The overseas workers are the ones who are making the supreme sacrifice so there family may live well.
I always think about the Filipinos who do most of the work.
And the others who do nothing but live off the fat of someone else's hard work (or criminal tomfoolery in most cases).

Greatness in heaven is held back for those who keep the countries head above the waterline. The thieves, bandits and corrupt criminals go to the hot place.

I lack a bit of joy at the moment which is normal.
Being away from my boyfriend is very difficult.
My heart is bursting from my chest.

Can't always be jumping through hoops.
I'm looking forward to my first family Christmas in Thunder Bay for twenty five years.
Tons of joy there.
And one bitchy sister!
Lots of Christmas trees, prezzies and food.
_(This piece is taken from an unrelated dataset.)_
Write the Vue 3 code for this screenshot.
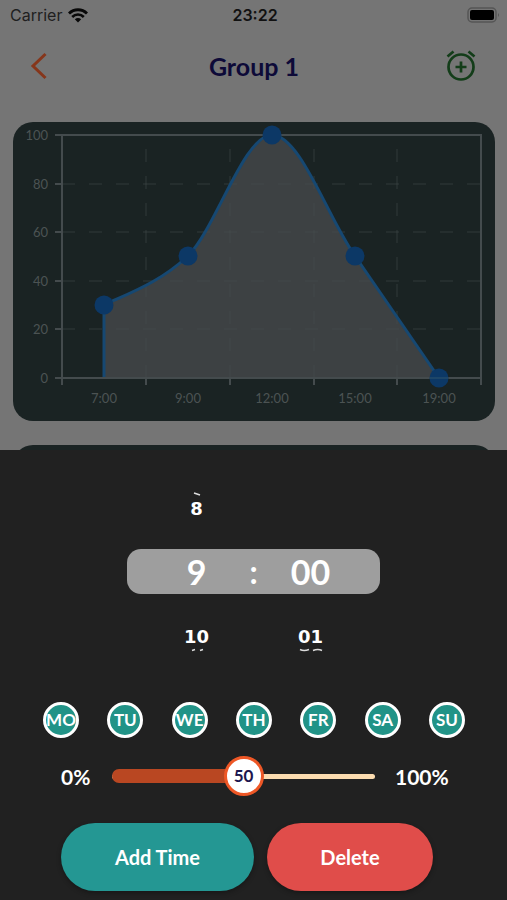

My ex partner in Australia is the greatest daddy to the dogs which is the only way I could have left them behind.
I had the dogs for eight years on the farm pretty much by myself.
Daddy2 would fly up on the weekends.
He's enjoying them so much in the city now full time.
I love my ex partner and our beautiful dogs.
We were a family for so long. It's all I knew.
I lived a very sheltered life.
I spent almost half of my life with him until it ended.
We created a family together with our animals.
We had over a dozen dogs and many cats over the two decades.


me loving an elephant in Bangkok

I adore all animals, big and small.
My wonderful neighbour Wilfred on Boracay had a monkey next door.
I loved his monkey but was quite sure it would scratch out my eye one day, so I kept my distance.
So apart from monkeys, I'm so there to pet/cuddle/hug/kiss pretty much anything with legs or a snout or a tail. I don't care what it is. I love animals.
In Thailand I fell in LOVE with an gorgeous elephant.
Leaving her was hard.
I swear she understood me and looked deep into my eyes.
I fed her a truck load of pineapples.
Spent all the money in my pocket.
The boyfriend made me stop.

I adore my ex partner and he adores me.
We are still living happily ever after.
Just not with each other.
Hahahahaha.
We have our dogs to bind us together still.
Our heart strings.
He is very happy that I have a new deeply treasured love with my boyfriend.
He supports me fully and wants only my/our happiness in life.
He'll meet my boyfriend soon and that will be a wonderful day indeed.
Things are really coming together for me.
One by one.

Live Love Laugh

ps-I was going to do a video blog today but I have a big pimple on my forehead! Hahahahaha. Sorry J! Maybe on Friday it will be gone.